*WHAT TO DO*: Calculate how many lines in the following records hold the word "styles", and report that number without comment.

*RECORDS PROVIDED*:

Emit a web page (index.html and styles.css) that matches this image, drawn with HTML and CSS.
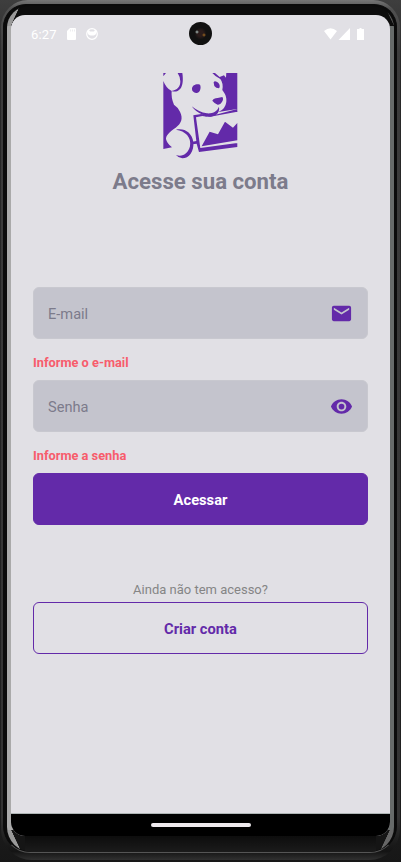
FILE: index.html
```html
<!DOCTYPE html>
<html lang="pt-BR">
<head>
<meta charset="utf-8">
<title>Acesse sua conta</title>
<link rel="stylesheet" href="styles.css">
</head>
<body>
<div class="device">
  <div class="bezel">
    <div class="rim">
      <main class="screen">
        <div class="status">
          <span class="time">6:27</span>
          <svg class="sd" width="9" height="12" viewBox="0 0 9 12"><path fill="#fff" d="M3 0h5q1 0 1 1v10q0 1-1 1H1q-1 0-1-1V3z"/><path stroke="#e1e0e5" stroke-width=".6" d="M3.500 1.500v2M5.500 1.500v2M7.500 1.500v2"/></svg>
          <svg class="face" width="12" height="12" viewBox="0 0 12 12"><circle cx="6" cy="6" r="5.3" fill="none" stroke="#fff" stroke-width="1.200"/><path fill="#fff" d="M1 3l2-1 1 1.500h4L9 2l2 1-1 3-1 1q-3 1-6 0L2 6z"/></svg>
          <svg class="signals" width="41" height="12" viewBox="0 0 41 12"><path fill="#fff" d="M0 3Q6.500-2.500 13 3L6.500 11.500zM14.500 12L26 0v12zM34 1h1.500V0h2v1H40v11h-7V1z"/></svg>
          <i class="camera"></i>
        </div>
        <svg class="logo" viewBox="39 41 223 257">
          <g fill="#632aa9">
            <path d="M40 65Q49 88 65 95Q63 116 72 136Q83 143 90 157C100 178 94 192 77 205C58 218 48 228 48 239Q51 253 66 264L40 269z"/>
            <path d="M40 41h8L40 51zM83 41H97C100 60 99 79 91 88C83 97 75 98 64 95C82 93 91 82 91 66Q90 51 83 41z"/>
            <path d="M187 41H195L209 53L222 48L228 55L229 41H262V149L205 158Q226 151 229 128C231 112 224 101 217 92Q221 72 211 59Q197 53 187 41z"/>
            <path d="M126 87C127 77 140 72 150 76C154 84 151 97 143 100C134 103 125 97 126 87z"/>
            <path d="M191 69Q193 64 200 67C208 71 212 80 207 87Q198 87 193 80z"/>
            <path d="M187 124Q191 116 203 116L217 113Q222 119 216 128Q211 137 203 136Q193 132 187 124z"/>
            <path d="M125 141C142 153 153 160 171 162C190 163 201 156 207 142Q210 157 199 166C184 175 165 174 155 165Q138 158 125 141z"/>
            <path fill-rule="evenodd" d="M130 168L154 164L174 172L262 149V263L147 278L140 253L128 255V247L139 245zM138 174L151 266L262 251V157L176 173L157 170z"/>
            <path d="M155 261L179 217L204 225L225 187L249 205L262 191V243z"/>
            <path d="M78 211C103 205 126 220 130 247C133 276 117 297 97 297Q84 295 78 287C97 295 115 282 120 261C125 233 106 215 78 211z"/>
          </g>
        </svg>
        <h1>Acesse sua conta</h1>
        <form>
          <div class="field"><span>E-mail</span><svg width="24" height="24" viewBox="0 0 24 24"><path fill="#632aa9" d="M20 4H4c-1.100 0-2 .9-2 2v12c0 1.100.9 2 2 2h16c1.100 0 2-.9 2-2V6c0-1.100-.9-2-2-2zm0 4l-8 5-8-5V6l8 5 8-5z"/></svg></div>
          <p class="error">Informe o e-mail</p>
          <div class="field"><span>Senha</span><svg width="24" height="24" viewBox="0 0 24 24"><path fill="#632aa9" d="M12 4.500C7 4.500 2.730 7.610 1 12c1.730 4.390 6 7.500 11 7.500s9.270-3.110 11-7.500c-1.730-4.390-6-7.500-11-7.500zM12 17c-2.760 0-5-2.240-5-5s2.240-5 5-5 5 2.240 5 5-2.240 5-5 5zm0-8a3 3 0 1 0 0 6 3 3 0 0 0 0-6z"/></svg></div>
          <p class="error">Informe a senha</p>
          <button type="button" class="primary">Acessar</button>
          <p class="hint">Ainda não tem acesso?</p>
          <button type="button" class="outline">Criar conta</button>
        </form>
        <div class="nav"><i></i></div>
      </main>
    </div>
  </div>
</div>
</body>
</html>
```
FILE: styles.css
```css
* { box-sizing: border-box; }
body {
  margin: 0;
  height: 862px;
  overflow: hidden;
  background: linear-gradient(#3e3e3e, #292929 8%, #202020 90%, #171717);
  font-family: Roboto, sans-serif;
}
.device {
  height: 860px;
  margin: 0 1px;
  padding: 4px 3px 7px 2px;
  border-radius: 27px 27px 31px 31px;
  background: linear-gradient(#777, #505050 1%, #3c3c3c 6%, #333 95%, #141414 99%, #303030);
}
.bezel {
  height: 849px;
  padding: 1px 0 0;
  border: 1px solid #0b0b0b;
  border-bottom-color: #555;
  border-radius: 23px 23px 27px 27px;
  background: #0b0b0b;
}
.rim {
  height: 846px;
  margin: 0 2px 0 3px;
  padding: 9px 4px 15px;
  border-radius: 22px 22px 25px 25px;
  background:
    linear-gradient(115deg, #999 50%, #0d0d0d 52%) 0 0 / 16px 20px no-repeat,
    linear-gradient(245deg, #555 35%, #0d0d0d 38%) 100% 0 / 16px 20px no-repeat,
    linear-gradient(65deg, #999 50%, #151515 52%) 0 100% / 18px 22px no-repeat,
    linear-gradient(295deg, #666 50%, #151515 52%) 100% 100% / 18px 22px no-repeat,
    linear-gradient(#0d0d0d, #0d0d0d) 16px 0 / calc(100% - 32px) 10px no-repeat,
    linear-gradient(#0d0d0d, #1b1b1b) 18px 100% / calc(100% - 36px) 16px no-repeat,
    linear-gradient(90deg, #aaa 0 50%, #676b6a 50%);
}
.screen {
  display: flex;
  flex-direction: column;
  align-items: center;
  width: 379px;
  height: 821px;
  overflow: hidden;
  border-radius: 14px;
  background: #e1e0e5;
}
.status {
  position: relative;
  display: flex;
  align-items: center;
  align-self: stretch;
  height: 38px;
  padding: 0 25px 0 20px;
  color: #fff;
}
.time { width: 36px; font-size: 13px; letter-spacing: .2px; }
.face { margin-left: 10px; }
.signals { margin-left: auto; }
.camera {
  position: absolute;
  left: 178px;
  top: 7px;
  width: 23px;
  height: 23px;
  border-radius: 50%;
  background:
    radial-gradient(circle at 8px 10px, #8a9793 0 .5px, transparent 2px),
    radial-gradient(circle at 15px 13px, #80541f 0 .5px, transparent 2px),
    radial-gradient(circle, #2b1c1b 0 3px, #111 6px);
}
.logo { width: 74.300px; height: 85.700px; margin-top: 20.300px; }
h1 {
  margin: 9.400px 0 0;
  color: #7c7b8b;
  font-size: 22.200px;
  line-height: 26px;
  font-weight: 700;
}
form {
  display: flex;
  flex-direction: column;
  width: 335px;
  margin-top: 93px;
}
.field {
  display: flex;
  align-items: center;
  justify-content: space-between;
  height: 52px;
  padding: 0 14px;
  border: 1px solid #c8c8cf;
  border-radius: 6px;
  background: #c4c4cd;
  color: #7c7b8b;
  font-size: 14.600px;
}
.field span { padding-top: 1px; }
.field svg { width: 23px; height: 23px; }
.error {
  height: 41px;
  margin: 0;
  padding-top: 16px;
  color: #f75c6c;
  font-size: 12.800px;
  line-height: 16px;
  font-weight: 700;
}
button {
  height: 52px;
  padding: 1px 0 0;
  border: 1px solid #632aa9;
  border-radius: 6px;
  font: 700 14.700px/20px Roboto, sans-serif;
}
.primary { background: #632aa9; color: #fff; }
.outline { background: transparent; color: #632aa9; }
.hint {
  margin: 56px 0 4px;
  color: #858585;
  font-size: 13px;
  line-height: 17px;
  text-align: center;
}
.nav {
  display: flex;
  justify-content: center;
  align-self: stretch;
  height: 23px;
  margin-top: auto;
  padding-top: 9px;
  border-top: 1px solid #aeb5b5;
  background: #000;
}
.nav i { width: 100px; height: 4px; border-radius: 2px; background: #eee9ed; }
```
...
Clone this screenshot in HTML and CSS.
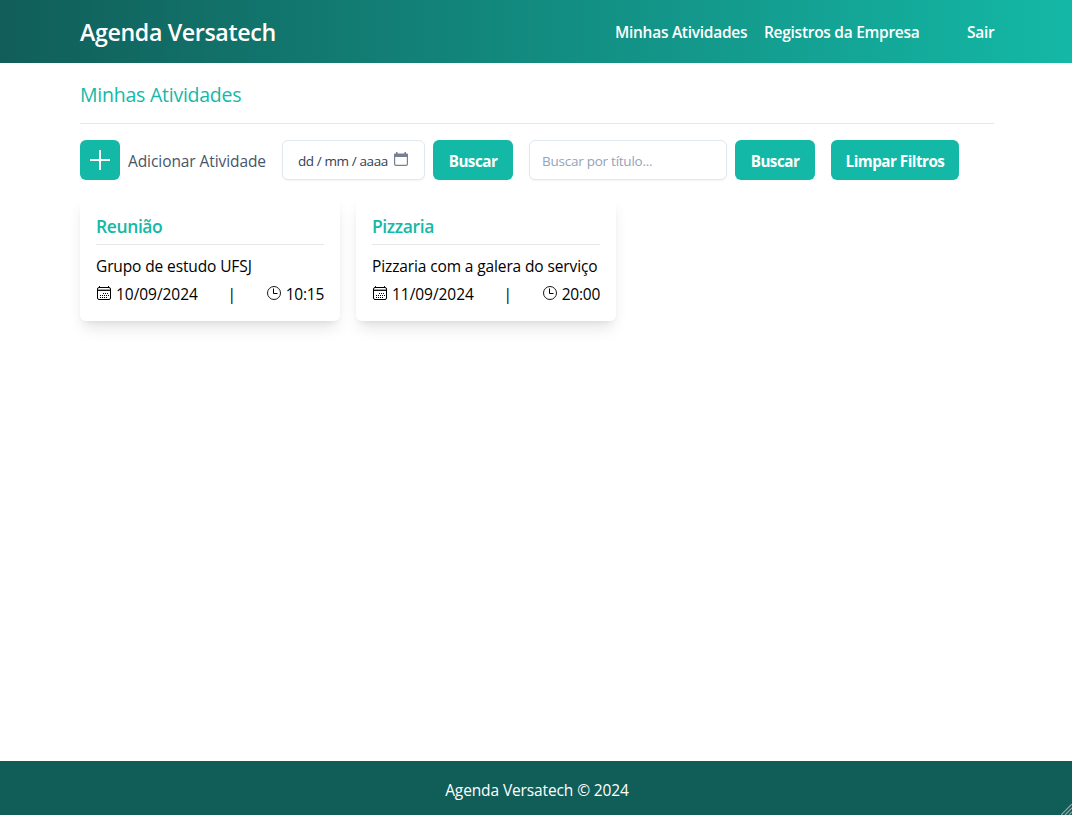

*TASK OUTPUT*: 3